> Instructions for the task
Which lines contain the string "React"? Please list every one of them.
┌────────
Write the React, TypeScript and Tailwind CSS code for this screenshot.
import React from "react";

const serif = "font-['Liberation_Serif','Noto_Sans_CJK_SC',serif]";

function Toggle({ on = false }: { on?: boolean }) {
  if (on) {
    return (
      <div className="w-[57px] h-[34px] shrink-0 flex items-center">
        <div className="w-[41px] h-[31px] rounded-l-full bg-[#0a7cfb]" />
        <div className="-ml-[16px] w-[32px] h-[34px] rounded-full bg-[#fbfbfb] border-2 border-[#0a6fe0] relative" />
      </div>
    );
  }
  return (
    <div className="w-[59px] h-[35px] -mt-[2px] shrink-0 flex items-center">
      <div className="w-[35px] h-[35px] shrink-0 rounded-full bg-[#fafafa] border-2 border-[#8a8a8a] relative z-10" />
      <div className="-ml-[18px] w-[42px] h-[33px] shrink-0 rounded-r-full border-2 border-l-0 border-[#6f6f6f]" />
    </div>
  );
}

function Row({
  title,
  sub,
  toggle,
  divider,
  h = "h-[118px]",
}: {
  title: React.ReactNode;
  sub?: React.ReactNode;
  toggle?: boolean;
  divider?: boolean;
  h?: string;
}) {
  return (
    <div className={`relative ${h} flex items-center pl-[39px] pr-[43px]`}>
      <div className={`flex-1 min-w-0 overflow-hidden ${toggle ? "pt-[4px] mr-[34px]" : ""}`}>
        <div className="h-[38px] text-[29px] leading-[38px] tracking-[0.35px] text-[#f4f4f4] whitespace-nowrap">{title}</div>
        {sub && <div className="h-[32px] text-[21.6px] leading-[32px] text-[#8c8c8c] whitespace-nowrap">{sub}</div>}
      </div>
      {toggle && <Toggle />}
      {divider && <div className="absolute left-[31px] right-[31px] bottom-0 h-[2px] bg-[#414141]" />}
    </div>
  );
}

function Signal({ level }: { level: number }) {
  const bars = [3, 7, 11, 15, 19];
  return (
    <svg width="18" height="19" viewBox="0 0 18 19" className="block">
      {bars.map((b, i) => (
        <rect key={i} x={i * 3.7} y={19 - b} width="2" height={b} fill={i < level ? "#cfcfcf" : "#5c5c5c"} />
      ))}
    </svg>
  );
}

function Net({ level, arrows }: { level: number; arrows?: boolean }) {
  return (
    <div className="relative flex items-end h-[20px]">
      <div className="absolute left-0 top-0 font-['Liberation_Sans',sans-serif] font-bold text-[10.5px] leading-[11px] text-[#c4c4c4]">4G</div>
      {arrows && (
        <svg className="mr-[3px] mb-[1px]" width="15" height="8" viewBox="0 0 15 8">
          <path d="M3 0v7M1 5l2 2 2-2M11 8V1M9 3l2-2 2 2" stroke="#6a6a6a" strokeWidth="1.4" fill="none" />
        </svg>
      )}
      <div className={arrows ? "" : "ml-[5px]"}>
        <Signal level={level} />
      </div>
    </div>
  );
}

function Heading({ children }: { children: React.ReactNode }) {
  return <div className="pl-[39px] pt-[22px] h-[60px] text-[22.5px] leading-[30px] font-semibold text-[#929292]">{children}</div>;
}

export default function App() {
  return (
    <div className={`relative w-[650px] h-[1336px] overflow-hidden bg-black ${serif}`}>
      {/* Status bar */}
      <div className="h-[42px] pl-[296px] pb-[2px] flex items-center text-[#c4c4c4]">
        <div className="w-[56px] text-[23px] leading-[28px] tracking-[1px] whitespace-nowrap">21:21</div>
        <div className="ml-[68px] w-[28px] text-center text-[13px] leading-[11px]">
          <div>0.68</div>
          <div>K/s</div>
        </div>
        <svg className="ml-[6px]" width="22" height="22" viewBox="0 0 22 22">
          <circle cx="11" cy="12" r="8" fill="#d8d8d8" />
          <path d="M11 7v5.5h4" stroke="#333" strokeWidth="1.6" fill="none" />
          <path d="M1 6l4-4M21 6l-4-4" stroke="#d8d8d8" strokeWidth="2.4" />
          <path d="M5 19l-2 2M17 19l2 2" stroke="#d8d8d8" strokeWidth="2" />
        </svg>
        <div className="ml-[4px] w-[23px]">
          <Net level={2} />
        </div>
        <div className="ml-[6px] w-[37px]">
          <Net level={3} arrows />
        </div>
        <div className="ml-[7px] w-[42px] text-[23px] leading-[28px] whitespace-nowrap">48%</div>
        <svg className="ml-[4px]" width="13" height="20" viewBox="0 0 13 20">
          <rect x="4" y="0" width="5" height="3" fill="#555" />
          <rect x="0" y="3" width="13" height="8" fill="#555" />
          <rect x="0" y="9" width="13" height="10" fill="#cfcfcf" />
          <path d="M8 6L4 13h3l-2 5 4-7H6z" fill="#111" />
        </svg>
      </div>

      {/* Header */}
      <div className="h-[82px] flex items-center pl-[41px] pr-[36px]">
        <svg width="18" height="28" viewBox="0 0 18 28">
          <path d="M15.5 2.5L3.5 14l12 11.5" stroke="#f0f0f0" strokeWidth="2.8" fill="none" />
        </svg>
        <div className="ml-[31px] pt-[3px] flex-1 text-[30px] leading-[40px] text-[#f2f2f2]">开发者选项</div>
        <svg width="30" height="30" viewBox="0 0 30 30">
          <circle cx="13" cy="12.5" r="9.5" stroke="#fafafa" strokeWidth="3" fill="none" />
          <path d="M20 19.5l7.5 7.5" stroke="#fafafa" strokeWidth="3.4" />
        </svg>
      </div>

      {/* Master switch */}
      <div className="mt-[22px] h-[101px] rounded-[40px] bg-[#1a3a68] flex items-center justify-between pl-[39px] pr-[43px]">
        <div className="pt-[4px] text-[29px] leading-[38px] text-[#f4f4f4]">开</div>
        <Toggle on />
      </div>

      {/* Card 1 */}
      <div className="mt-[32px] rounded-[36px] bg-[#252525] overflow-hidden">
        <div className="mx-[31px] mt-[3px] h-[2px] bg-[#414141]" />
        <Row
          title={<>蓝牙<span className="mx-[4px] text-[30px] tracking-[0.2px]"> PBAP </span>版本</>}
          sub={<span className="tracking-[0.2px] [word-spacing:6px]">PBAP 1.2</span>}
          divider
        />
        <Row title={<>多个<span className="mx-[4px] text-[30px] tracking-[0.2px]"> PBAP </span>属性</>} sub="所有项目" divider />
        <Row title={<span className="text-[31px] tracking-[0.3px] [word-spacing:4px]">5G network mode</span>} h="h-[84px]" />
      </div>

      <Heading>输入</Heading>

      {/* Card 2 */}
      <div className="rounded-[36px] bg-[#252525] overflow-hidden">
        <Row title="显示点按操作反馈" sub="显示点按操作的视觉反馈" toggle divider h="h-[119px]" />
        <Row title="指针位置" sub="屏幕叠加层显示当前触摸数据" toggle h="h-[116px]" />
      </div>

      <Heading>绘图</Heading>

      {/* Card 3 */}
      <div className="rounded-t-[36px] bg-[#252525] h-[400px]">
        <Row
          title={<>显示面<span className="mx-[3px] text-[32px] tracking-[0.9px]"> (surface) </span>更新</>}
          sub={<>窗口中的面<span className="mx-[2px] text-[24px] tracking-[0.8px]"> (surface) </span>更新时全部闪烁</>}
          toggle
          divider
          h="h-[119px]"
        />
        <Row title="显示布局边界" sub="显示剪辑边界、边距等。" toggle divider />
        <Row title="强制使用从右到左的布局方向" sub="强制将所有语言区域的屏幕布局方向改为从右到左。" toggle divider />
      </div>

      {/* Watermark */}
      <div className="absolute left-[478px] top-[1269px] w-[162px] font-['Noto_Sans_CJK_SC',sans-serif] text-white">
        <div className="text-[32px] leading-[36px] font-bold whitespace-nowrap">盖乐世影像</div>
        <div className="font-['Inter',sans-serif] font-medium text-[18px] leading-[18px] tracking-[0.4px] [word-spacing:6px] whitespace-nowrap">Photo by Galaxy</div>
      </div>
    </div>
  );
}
└────────
> Answer to this task
Write the React, TypeScript and Tailwind CSS code for this screenshot.
import React from "react";
  title: React.ReactNode;
  sub?: React.ReactNode;
function Heading({ children }: { children: React.ReactNode }) {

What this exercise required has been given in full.